In Europe’s Premier competition, the Champions League, we see even bigger numbers showing support for La Liga. A team from La Liga has won the competition 44%, or 11, and participated in 64% of the finals. While the Premier League and Bundesliga have a matched participation rate of 32% each. However, with a Premier League team winning one more title (4) than a Bundesliga team (3) the English teams just barely edge out the Germans. A rarity for English Football on the international stage. La Liga continues to out participate the other nations in the semi-finals by making up almost 30% of the teams that have participated while teams from the Premier League and Bundesliga makes up 21% and 15%.
While it is clear that when it comes to performance against each other in the Europa and Champions League competitions that La Liga teams are vastly out performing their European compatriots it is not such a clear picture when comparing leagues side by side.

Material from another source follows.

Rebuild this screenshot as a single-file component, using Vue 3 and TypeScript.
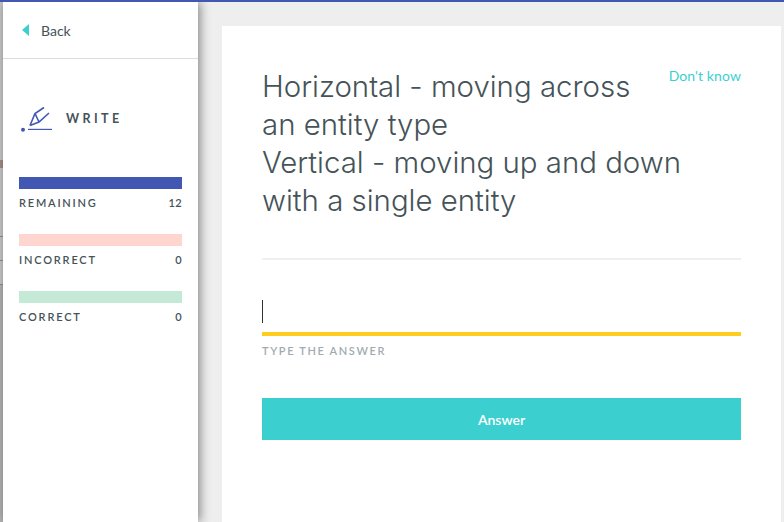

Each league has its own merits to claim that it is the best league in Europe. La Liga can claim the lowest point difference between 1st and 2nd with Barcelona, Real Madrid, and Atletico Madrid battling it out. The Bundesliga can claim the gap between its first and fourth place team is the least, but until Bayern Munich’s dominance over the League returns to previous levels I don’t believe it can be considered for most competitive. The Premier League can claim to have the smallest goal differential between 1st and 2nd and a larger variety of recent winners of the title. In the end, the argument is just banter between fans taking pride in the respective leagues. It appears this debate will continue until the final whistle is blown on the final match.